*Description of the task*:
Reproduce the data below in full and exclude every picture.

*Provided material*:

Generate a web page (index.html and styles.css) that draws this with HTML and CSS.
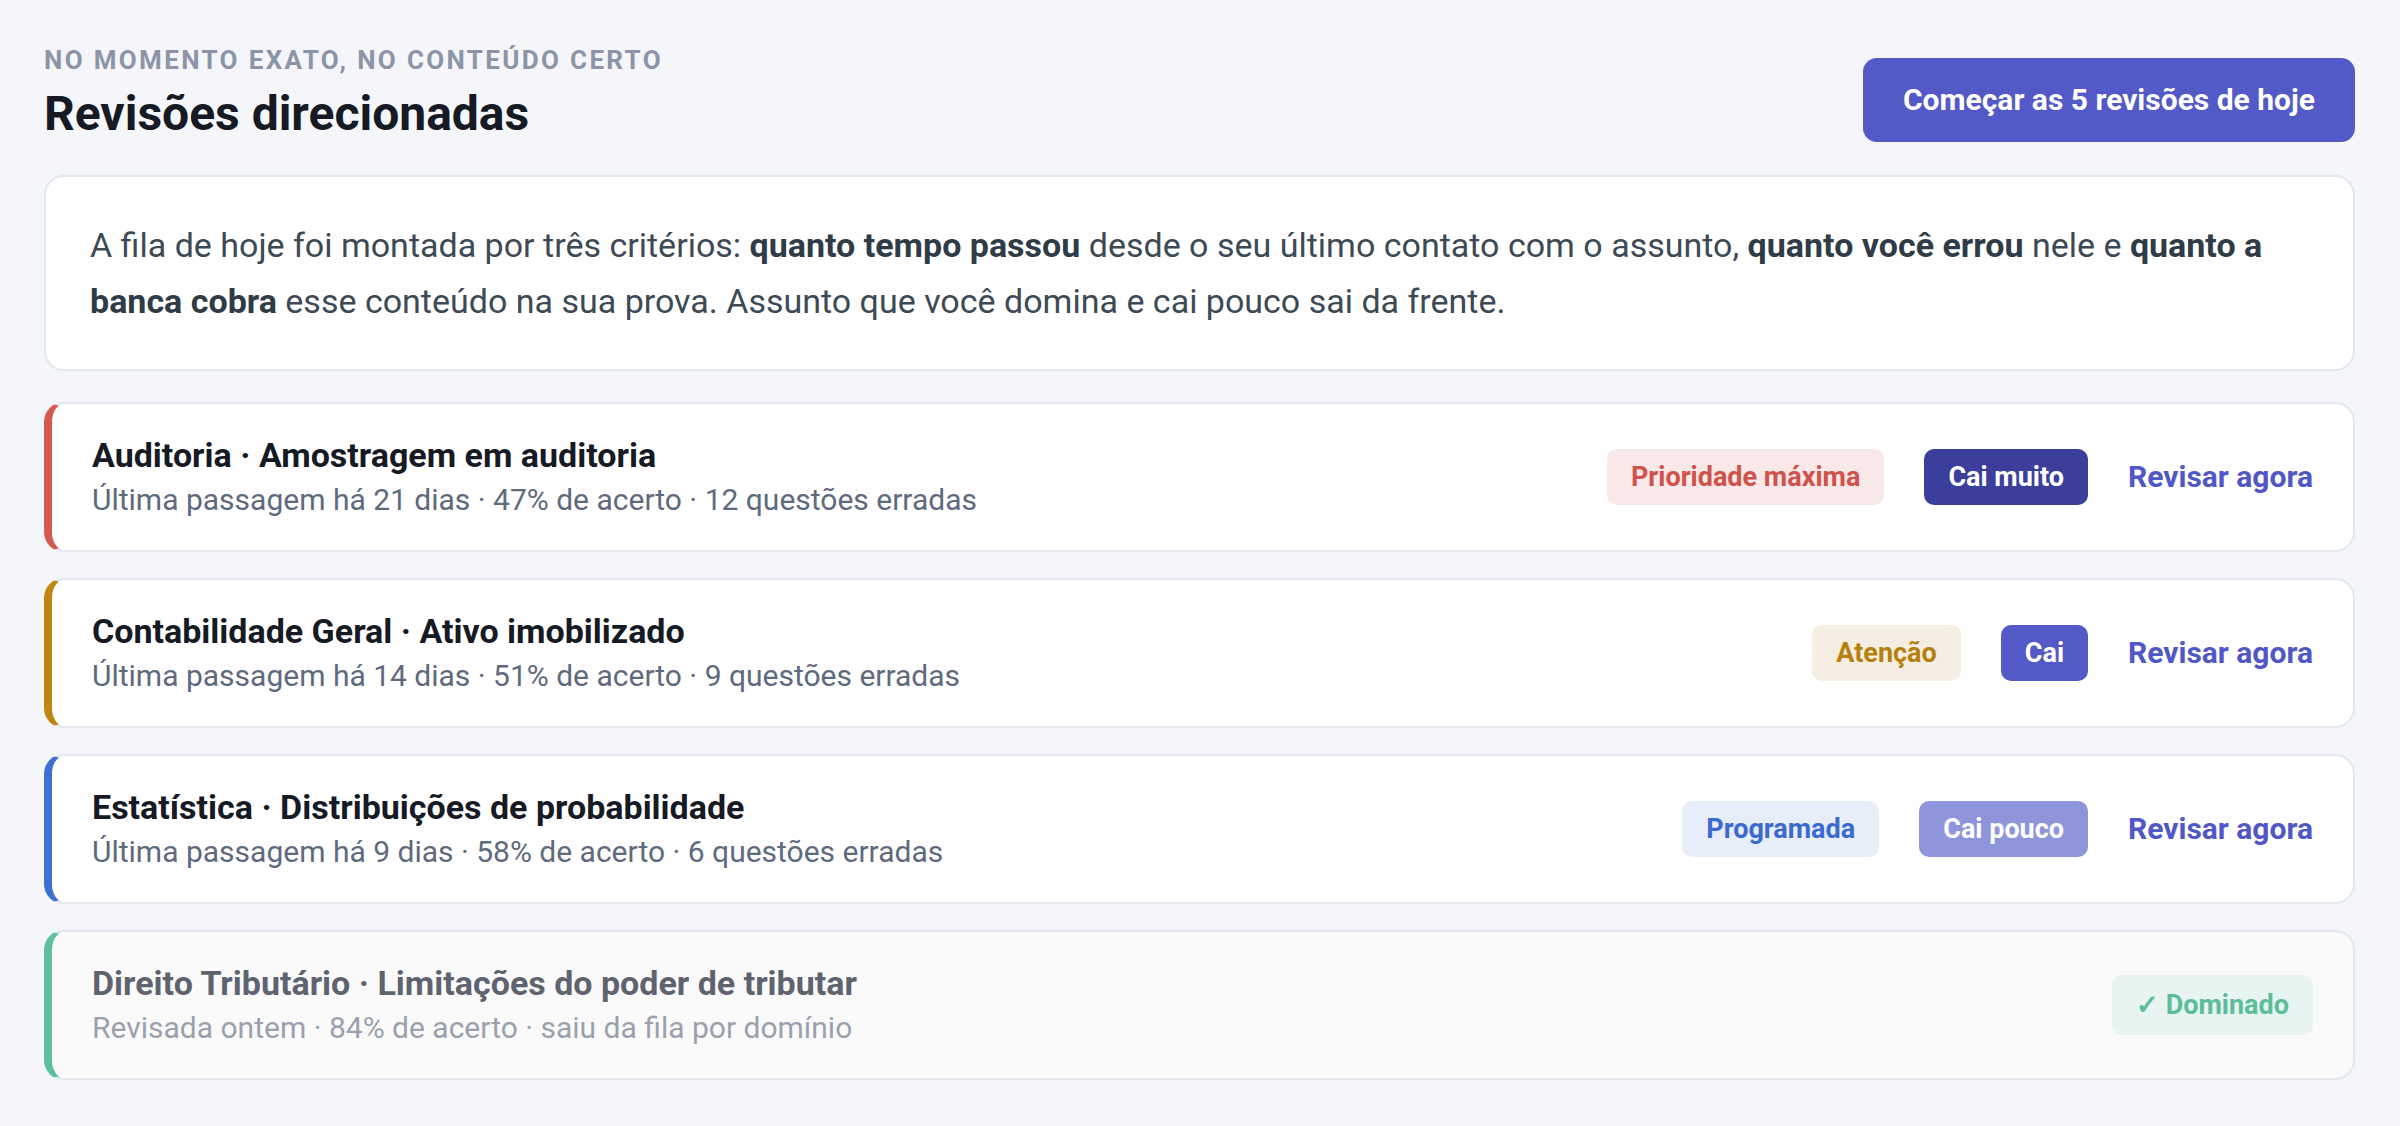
FILE: index.html
```html
<!DOCTYPE html>
<html lang="pt-BR">
<head>
    <meta charset="utf-8">
    <title>Revisões direcionadas</title>
    <link rel="stylesheet" href="styles.css">
</head>
<body>
    <div class="page">
        <header class="page-head">
            <div class="page-title">
                <p class="eyebrow">No momento exato, no conteúdo certo</p>
                <h1>Revisões direcionadas</h1>
            </div>
            <button class="start-btn" type="button">Começar as 5 revisões de hoje</button>
        </header>

        <p class="note">
            A fila de hoje foi montada por três critérios: <strong>quanto tempo passou</strong> desde o seu último contato com o assunto, <strong>quanto você errou</strong> nele e <strong>quanto a banca cobra</strong> esse conteúdo na sua prova. Assunto que você domina e cai pouco sai da frente.
        </p>

        <ul class="queue">
            <li class="review review-high">
                <div class="review-info">
                    <div class="review-title">Auditoria · Amostragem em auditoria</div>
                    <div class="review-meta">Última passagem há 21 dias · 47% de acerto · 12 questões erradas</div>
                </div>
                <div class="review-actions">
                    <span class="tag tag-high">Prioridade máxima</span>
                    <span class="chip chip-lots">Cai muito</span>
                    <a class="review-link" href="#">Revisar agora</a>
                </div>
            </li>
            <li class="review review-warn">
                <div class="review-info">
                    <div class="review-title">Contabilidade Geral · Ativo imobilizado</div>
                    <div class="review-meta">Última passagem há 14 dias · 51% de acerto · 9 questões erradas</div>
                </div>
                <div class="review-actions">
                    <span class="tag tag-warn">Atenção</span>
                    <span class="chip chip-mid">Cai</span>
                    <a class="review-link" href="#">Revisar agora</a>
                </div>
            </li>
            <li class="review review-planned">
                <div class="review-info">
                    <div class="review-title">Estatística · Distribuições de probabilidade</div>
                    <div class="review-meta">Última passagem há 9 dias · 58% de acerto · 6 questões erradas</div>
                </div>
                <div class="review-actions">
                    <span class="tag tag-planned">Programada</span>
                    <span class="chip chip-few">Cai pouco</span>
                    <a class="review-link" href="#">Revisar agora</a>
                </div>
            </li>
            <li class="review review-done">
                <div class="review-info">
                    <div class="review-title">Direito Tributário · Limitações do poder de tributar</div>
                    <div class="review-meta">Revisada ontem · 84% de acerto · saiu da fila por domínio</div>
                </div>
                <div class="review-actions">
                    <span class="tag tag-done">✓ Dominado</span>
                </div>
            </li>
        </ul>
    </div>
</body>
</html>
```

FILE: styles.css
```css
* {
    box-sizing: border-box;
}
body {
    margin: 0;
    background-color: #f5f6f9;
    font-family: Roboto, "Liberation Sans", Arial, sans-serif;
    color: #151a25;
}
.page {
    padding: 44px 45px 44px 44px;
}
.page-head {
    display: flex;
    justify-content: space-between;
    align-items: flex-end;
    margin-bottom: 33px;
}
.eyebrow {
    margin: 0;
    font-size: 26px;
    line-height: 32px;
    font-weight: 700;
    letter-spacing: 0.09em;
    text-transform: uppercase;
    color: #8b95a7;
}
.page-title h1 {
    margin: 10px 0 0;
    font-size: 48px;
    line-height: 56px;
    font-weight: 700;
    color: #151a25;
}
.start-btn {
    padding: 24px 40px;
    border: none;
    border-radius: 14px;
    background-color: #5359c6;
    color: #fff;
    font-family: inherit;
    font-size: 30px;
    line-height: 36px;
    font-weight: 700;
    cursor: pointer;
}
.note {
    margin: 0 0 31px;
    padding: 40px 44px;
    background: #fff;
    border: 2px solid #e3e8ef;
    border-radius: 20px;
    font-size: 34px;
    line-height: 56px;
    color: #3d4a55;
}
.note strong {
    color: #2f3c47;
}
.queue {
    list-style: none;
    margin: 0;
    padding: 0;
    display: flex;
    flex-direction: column;
    gap: 26px;
}
.review {
    display: flex;
    align-items: center;
    justify-content: space-between;
    padding: 30px 40px;
    background: #fff;
    border: 2px solid #e3e8ef;
    border-left: 8px solid #d35a4f;
    border-radius: 20px;
}
.review-warn {
    border-left-color: #bf8612;
}
.review-planned {
    border-left-color: #3d6fd5;
}
.review-done {
    border-left-color: #5dbf9f;
    background: #fafafb;
}
.review-title {
    font-size: 34px;
    line-height: 42px;
    font-weight: 700;
    color: #151a25;
}
.review-meta {
    margin-top: 4px;
    font-size: 30px;
    line-height: 40px;
    color: #5e6a7e;
}
.review-done .review-title {
    color: #5e646f;
}
.review-done .review-meta {
    color: #9aa1ae;
}
.review-actions {
    display: flex;
    align-items: center;
    gap: 40px;
}
.tag,
.chip {
    padding: 12px 24px;
    border-radius: 10px;
    font-size: 27px;
    line-height: 32px;
    font-weight: 700;
    white-space: nowrap;
}
.tag-high {
    background: #f9e8e8;
    color: #d0524b;
}
.tag-warn {
    background: #f6eee2;
    color: #b77f0c;
}
.tag-planned {
    background: #e7edf9;
    color: #3a6ad0;
}
.tag-done {
    padding: 14px 24px;
    background: #e8f4f1;
    color: #5bbd9b;
}
.chip {
    color: #fff;
}
.chip-lots {
    background: #3b3f9b;
}
.chip-mid {
    background: #5359c6;
}
.chip-few {
    background: #8f95db;
}
.review-link {
    font-size: 30px;
    line-height: 36px;
    font-weight: 700;
    color: #5157c6;
    text-decoration: none;
    white-space: nowrap;
}
```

*Task solution*:
Generate a web page (index.html and styles.css) that draws this with HTML and CSS.
FILE: index.html
```html
<!DOCTYPE html>
<html lang="pt-BR">
<head>
    <meta charset="utf-8">
    <title>Revisões direcionadas</title>
    <link rel="stylesheet" href="styles.css">
</head>
<body>
    <div class="page">
        <header class="page-head">
            <div class="page-title">
                <p class="eyebrow">No momento exato, no conteúdo certo</p>
                <h1>Revisões direcionadas</h1>
            </div>
            <button class="start-btn" type="button">Começar as 5 revisões de hoje</button>
        </header>

        <p class="note">
            A fila de hoje foi montada por três critérios: <strong>quanto tempo passou</strong> desde o seu último contato com o assunto, <strong>quanto você errou</strong> nele e <strong>quanto a banca cobra</strong> esse conteúdo na sua prova. Assunto que você domina e cai pouco sai da frente.
        </p>

        <ul class="queue">
            <li class="review review-high">
                <div class="review-info">
                    <div class="review-title">Auditoria · Amostragem em auditoria</div>
                    <div class="review-meta">Última passagem há 21 dias · 47% de acerto · 12 questões erradas</div>
                </div>
                <div class="review-actions">
                    <span class="tag tag-high">Prioridade máxima</span>
                    <span class="chip chip-lots">Cai muito</span>
                    <a class="review-link" href="#">Revisar agora</a>
                </div>
            </li>
            <li class="review review-warn">
                <div class="review-info">
                    <div class="review-title">Contabilidade Geral · Ativo imobilizado</div>
                    <div class="review-meta">Última passagem há 14 dias · 51% de acerto · 9 questões erradas</div>
                </div>
                <div class="review-actions">
                    <span class="tag tag-warn">Atenção</span>
                    <span class="chip chip-mid">Cai</span>
                    <a class="review-link" href="#">Revisar agora</a>
                </div>
            </li>
            <li class="review review-planned">
                <div class="review-info">
                    <div class="review-title">Estatística · Distribuições de probabilidade</div>
                    <div class="review-meta">Última passagem há 9 dias · 58% de acerto · 6 questões erradas</div>
                </div>
                <div class="review-actions">
                    <span class="tag tag-planned">Programada</span>
                    <span class="chip chip-few">Cai pouco</span>
                    <a class="review-link" href="#">Revisar agora</a>
                </div>
            </li>
            <li class="review review-done">
                <div class="review-info">
                    <div class="review-title">Direito Tributário · Limitações do poder de tributar</div>
                    <div class="review-meta">Revisada ontem · 84% de acerto · saiu da fila por domínio</div>
                </div>
                <div class="review-actions">
                    <span class="tag tag-done">✓ Dominado</span>
                </div>
            </li>
        </ul>
    </div>
</body>
</html>
```

FILE: styles.css
```css
* {
    box-sizing: border-box;
}
body {
    margin: 0;
    background-color: #f5f6f9;
    font-family: Roboto, "Liberation Sans", Arial, sans-serif;
    color: #151a25;
}
.page {
    padding: 44px 45px 44px 44px;
}
.page-head {
    display: flex;
    justify-content: space-between;
    align-items: flex-end;
    margin-bottom: 33px;
}
.eyebrow {
    margin: 0;
    font-size: 26px;
    line-height: 32px;
    font-weight: 700;
    letter-spacing: 0.09em;
    text-transform: uppercase;
    color: #8b95a7;
}
.page-title h1 {
    margin: 10px 0 0;
    font-size: 48px;
    line-height: 56px;
    font-weight: 700;
    color: #151a25;
}
.start-btn {
    padding: 24px 40px;
    border: none;
    border-radius: 14px;
    background-color: #5359c6;
    color: #fff;
    font-family: inherit;
    font-size: 30px;
    line-height: 36px;
    font-weight: 700;
    cursor: pointer;
}
.note {
    margin: 0 0 31px;
    padding: 40px 44px;
    background: #fff;
    border: 2px solid #e3e8ef;
    border-radius: 20px;
    font-size: 34px;
    line-height: 56px;
    color: #3d4a55;
}
.note strong {
    color: #2f3c47;
}
.queue {
    list-style: none;
    margin: 0;
    padding: 0;
    display: flex;
    flex-direction: column;
    gap: 26px;
}
.review {
    display: flex;
    align-items: center;
    justify-content: space-between;
    padding: 30px 40px;
    background: #fff;
    border: 2px solid #e3e8ef;
    border-left: 8px solid #d35a4f;
    border-radius: 20px;
}
.review-warn {
    border-left-color: #bf8612;
}
.review-planned {
    border-left-color: #3d6fd5;
}
.review-done {
    border-left-color: #5dbf9f;
    background: #fafafb;
}
.review-title {
    font-size: 34px;
    line-height: 42px;
    font-weight: 700;
    color: #151a25;
}
.review-meta {
    margin-top: 4px;
    font-size: 30px;
    line-height: 40px;
    color: #5e6a7e;
}
.review-done .review-title {
    color: #5e646f;
}
.review-done .review-meta {
    color: #9aa1ae;
}
.review-actions {
    display: flex;
    align-items: center;
    gap: 40px;
}
.tag,
.chip {
    padding: 12px 24px;
    border-radius: 10px;
    font-size: 27px;
    line-height: 32px;
    font-weight: 700;
    white-space: nowrap;
}
.tag-high {
    background: #f9e8e8;
    color: #d0524b;
}
.tag-warn {
    background: #f6eee2;
    color: #b77f0c;
}
.tag-planned {
    background: #e7edf9;
    color: #3a6ad0;
}
.tag-done {
    padding: 14px 24px;
    background: #e8f4f1;
    color: #5bbd9b;
}
.chip {
    color: #fff;
}
.chip-lots {
    background: #3b3f9b;
}
.chip-mid {
    background: #5359c6;
}
.chip-few {
    background: #8f95db;
}
.review-link {
    font-size: 30px;
    line-height: 36px;
    font-weight: 700;
    color: #5157c6;
    text-decoration: none;
    white-space: nowrap;
}
```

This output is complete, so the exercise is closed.